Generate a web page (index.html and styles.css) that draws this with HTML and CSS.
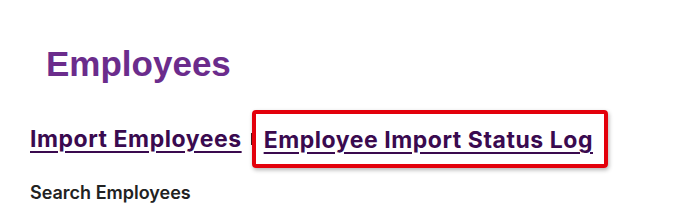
FILE: index.html
```html
<!DOCTYPE html>
<html lang="en">
<head>
    <meta charset="UTF-8">
    <meta name="viewport" content="width=device-width, initial-scale=1.0">
    <title>Employees</title>
    <link rel="stylesheet" href="styles.css">
</head>
<body>
    <div class="page">
        <h1 class="title">Employees</h1>
        <div class="links">
            <a href="#" class="link">Import Employees</a>
            <span class="sep"></span>
            <span class="mark">
                <a href="#" class="link">Employee Import Status Log</a>
            </span>
        </div>
        <h3 class="search">Search Employees</h3>
    </div>
</body>
</html>
```

FILE: styles.css
```css
*{
    margin: 0;
    padding: 0;
    box-sizing: border-box;
}
body{
    background: #fff;
    font-family: Inter, "Noto Sans", sans-serif;
}
.page{
    padding: 44px 0 0 30px;
}
.title{
    margin-left: 16px;
    font-family: "Liberation Sans", Arial, sans-serif;
    font-size: 35px;
    line-height: 40px;
    font-weight: bold;
    color: #6b2c8c;
}
.links{
    display: flex;
    align-items: center;
    margin-top: 26px;
}
.link{
    font-size: 23px;
    font-weight: 700;
    letter-spacing: 0.55px;
    line-height: 30px;
    color: #3a0a4f;
    text-decoration: underline;
    text-decoration-thickness: 2px;
    text-underline-offset: 4px;
}
.sep{
    width: 2px;
    height: 12px;
    margin-left: 9px;
    background: #4a1a1a;
}
.mark{
    display: inline-block;
    margin-left: -1px;
    padding: 11px 11px 9px 8px;
    border: 4px solid #e3000b;
    border-radius: 4px;
    box-shadow: 1px 2px 4px rgba(0,0,0,0.3);
}
.search{
    margin-top: 14px;
    font-size: 18px;
    font-weight: 600;
    color: #222;
}
```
○ ○ ○
* [OBJECTIVE]: Omit the pictures and output all of the other material exactly.

* [SOLVED PROBLEM]:
Generate a web page (index.html and styles.css) that draws this with HTML and CSS.
FILE: index.html
```html
<!DOCTYPE html>
<html lang="en">
<head>
    <meta charset="UTF-8">
    <meta name="viewport" content="width=device-width, initial-scale=1.0">
    <title>Employees</title>
    <link rel="stylesheet" href="styles.css">
</head>
<body>
    <div class="page">
        <h1 class="title">Employees</h1>
        <div class="links">
            <a href="#" class="link">Import Employees</a>
            <span class="sep"></span>
            <span class="mark">
                <a href="#" class="link">Employee Import Status Log</a>
            </span>
        </div>
        <h3 class="search">Search Employees</h3>
    </div>
</body>
</html>
```

FILE: styles.css
```css
*{
    margin: 0;
    padding: 0;
    box-sizing: border-box;
}
body{
    background: #fff;
    font-family: Inter, "Noto Sans", sans-serif;
}
.page{
    padding: 44px 0 0 30px;
}
.title{
    margin-left: 16px;
    font-family: "Liberation Sans", Arial, sans-serif;
    font-size: 35px;
    line-height: 40px;
    font-weight: bold;
    color: #6b2c8c;
}
.links{
    display: flex;
    align-items: center;
    margin-top: 26px;
}
.link{
    font-size: 23px;
    font-weight: 700;
    letter-spacing: 0.55px;
    line-height: 30px;
    color: #3a0a4f;
    text-decoration: underline;
    text-decoration-thickness: 2px;
    text-underline-offset: 4px;
}
.sep{
    width: 2px;
    height: 12px;
    margin-left: 9px;
    background: #4a1a1a;
}
.mark{
    display: inline-block;
    margin-left: -1px;
    padding: 11px 11px 9px 8px;
    border: 4px solid #e3000b;
    border-radius: 4px;
    box-shadow: 1px 2px 4px rgba(0,0,0,0.3);
}
.search{
    margin-top: 14px;
    font-size: 18px;
    font-weight: 600;
    color: #222;
}
```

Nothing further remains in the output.